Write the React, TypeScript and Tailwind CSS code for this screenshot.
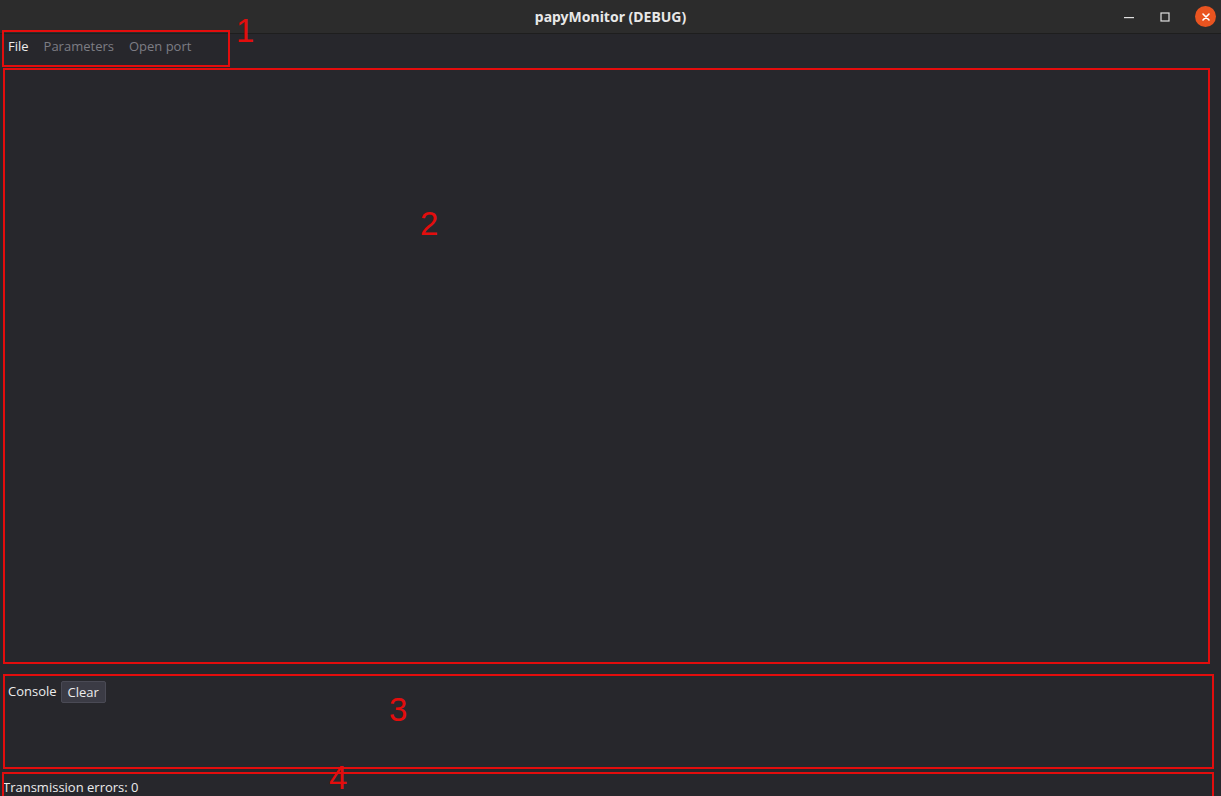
import React from 'react';

const UI_FONT = { fontFamily: '"Open Sans", "Noto Sans", sans-serif' };
const TITLE_FONT = { fontFamily: '"Noto Sans", "DejaVu Sans", sans-serif' };

// red annotation rectangles drawn over the screenshot
const MARKS = [
  { id: 'm1', cls: 'left-[2px] top-[30px] w-[228px] h-[37px]' },
  { id: 'm2', cls: 'left-[3px] top-[68px] w-[1207px] h-[596px]' },
  { id: 'm3', cls: 'left-[3px] top-[674px] w-[1211px] h-[95px]' },
  { id: 'm4', cls: 'left-[2px] top-[772px] w-[1212px] h-[26px]' },
];

const LABELS = [
  { text: '1', cls: 'left-[236px] top-[14px]' },
  { text: '2', cls: 'left-[420px] top-[207px]' },
  { text: '3', cls: 'left-[389px] top-[693px]' },
  { text: '4', cls: 'left-[329px] top-[761px]' },
];

function TitleBar() {
  return (
    <div className="relative h-[34px] shrink-0 bg-[#2c2c2c] border-b border-[#1e1e1e] flex items-center justify-center">
      <span className="text-[14px] font-bold text-[#e8e8e8]" style={TITLE_FONT}>
        papyMonitor (DEBUG)
      </span>
      <div className="absolute right-[5px] top-0 h-full flex items-center gap-[24px]">
        <svg width="12" height="12" viewBox="0 0 12 12">
          <rect x="1" y="6" width="10" height="1.2" fill="#e0e0e0" />
        </svg>
        <svg width="12" height="12" viewBox="0 0 12 12">
          <rect x="2" y="2" width="8" height="8" fill="none" stroke="#e0e0e0" strokeWidth="1.2" />
        </svg>
        <div className="w-[21px] h-[21px] rounded-full bg-[#e95420] flex items-center justify-center">
          <svg width="10" height="10" viewBox="0 0 10 10">
            <path d="M2 2 L8 8 M8 2 L2 8" stroke="#ffffff" strokeWidth="1.6" strokeLinecap="round" />
          </svg>
        </div>
      </div>
    </div>
  );
}

export default function App() {
  return (
    <div className="relative w-[1221px] h-[796px] overflow-hidden bg-[#27272c] flex flex-col" style={UI_FONT}>
      <TitleBar />

      {/* Menu bar */}
      <div className="h-[24px] shrink-0 flex items-center gap-[15px] pl-[8px] pt-[2px] text-[13px]">
        <span className="text-[#ececec]">File</span>
        <span className="text-[#7d7d84]">Parameters</span>
        <span className="text-[#7d7d84]">Open port</span>
      </div>

      {/* Plot area */}
      <div className="flex-1" />

      {/* Console */}
      <div className="h-[108px] shrink-0 pt-[17px] pl-[8px] flex flex-col">
        <div className="flex items-center gap-[4px] text-[13px] text-[#ececec]">
          <span>Console</span>
          <button className="h-[22px] px-[6px] rounded-[2px] bg-[#3b3b45] border border-[#4a4a55] text-[#ececec] leading-none">
            Clear
          </button>
        </div>
      </div>

      {/* Status */}
      <div className="h-[24px] shrink-0 flex items-center pl-[3px] pt-[7px] text-[13px] text-[#ececec]">
        Transmission errors: 0
      </div>

      {MARKS.map((m) => (
        <div key={m.id} className={`absolute border-2 border-[#e30d0d] pointer-events-none ${m.cls}`} />
      ))}
      {LABELS.map((l) => (
        <span
          key={l.text}
          className={`absolute text-[33px] leading-none text-[#e30d0d] ${l.cls}`}
          style={{ fontFamily: '"Liberation Sans", sans-serif' }}
        >
          {l.text}
        </span>
      ))}
    </div>
  );
}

■ **GIVEN EXERCISE**: Give every line back word for word and leave the pictures out.

■ **FINAL RESULT**:
Write the React, TypeScript and Tailwind CSS code for this screenshot.
import React from 'react';

const UI_FONT = { fontFamily: '"Open Sans", "Noto Sans", sans-serif' };
const TITLE_FONT = { fontFamily: '"Noto Sans", "DejaVu Sans", sans-serif' };

// red annotation rectangles drawn over the screenshot
const MARKS = [
  { id: 'm1', cls: 'left-[2px] top-[30px] w-[228px] h-[37px]' },
  { id: 'm2', cls: 'left-[3px] top-[68px] w-[1207px] h-[596px]' },
  { id: 'm3', cls: 'left-[3px] top-[674px] w-[1211px] h-[95px]' },
  { id: 'm4', cls: 'left-[2px] top-[772px] w-[1212px] h-[26px]' },
];

const LABELS = [
  { text: '1', cls: 'left-[236px] top-[14px]' },
  { text: '2', cls: 'left-[420px] top-[207px]' },
  { text: '3', cls: 'left-[389px] top-[693px]' },
  { text: '4', cls: 'left-[329px] top-[761px]' },
];

function TitleBar() {
  return (
    <div className="relative h-[34px] shrink-0 bg-[#2c2c2c] border-b border-[#1e1e1e] flex items-center justify-center">
      <span className="text-[14px] font-bold text-[#e8e8e8]" style={TITLE_FONT}>
        papyMonitor (DEBUG)
      </span>
      <div className="absolute right-[5px] top-0 h-full flex items-center gap-[24px]">
        <svg width="12" height="12" viewBox="0 0 12 12">
          <rect x="1" y="6" width="10" height="1.2" fill="#e0e0e0" />
        </svg>
        <svg width="12" height="12" viewBox="0 0 12 12">
          <rect x="2" y="2" width="8" height="8" fill="none" stroke="#e0e0e0" strokeWidth="1.2" />
        </svg>
        <div className="w-[21px] h-[21px] rounded-full bg-[#e95420] flex items-center justify-center">
          <svg width="10" height="10" viewBox="0 0 10 10">
            <path d="M2 2 L8 8 M8 2 L2 8" stroke="#ffffff" strokeWidth="1.6" strokeLinecap="round" />
          </svg>
        </div>
      </div>
    </div>
  );
}

export default function App() {
  return (
    <div className="relative w-[1221px] h-[796px] overflow-hidden bg-[#27272c] flex flex-col" style={UI_FONT}>
      <TitleBar />

      {/* Menu bar */}
      <div className="h-[24px] shrink-0 flex items-center gap-[15px] pl-[8px] pt-[2px] text-[13px]">
        <span className="text-[#ececec]">File</span>
        <span className="text-[#7d7d84]">Parameters</span>
        <span className="text-[#7d7d84]">Open port</span>
      </div>

      {/* Plot area */}
      <div className="flex-1" />

      {/* Console */}
      <div className="h-[108px] shrink-0 pt-[17px] pl-[8px] flex flex-col">
        <div className="flex items-center gap-[4px] text-[13px] text-[#ececec]">
          <span>Console</span>
          <button className="h-[22px] px-[6px] rounded-[2px] bg-[#3b3b45] border border-[#4a4a55] text-[#ececec] leading-none">
            Clear
          </button>
        </div>
      </div>

      {/* Status */}
      <div className="h-[24px] shrink-0 flex items-center pl-[3px] pt-[7px] text-[13px] text-[#ececec]">
        Transmission errors: 0
      </div>

      {MARKS.map((m) => (
        <div key={m.id} className={`absolute border-2 border-[#e30d0d] pointer-events-none ${m.cls}`} />
      ))}
      {LABELS.map((l) => (
        <span
          key={l.text}
          className={`absolute text-[33px] leading-none text-[#e30d0d] ${l.cls}`}
          style={{ fontFamily: '"Liberation Sans", sans-serif' }}
        >
          {l.text}
        </span>
      ))}
    </div>
  );
}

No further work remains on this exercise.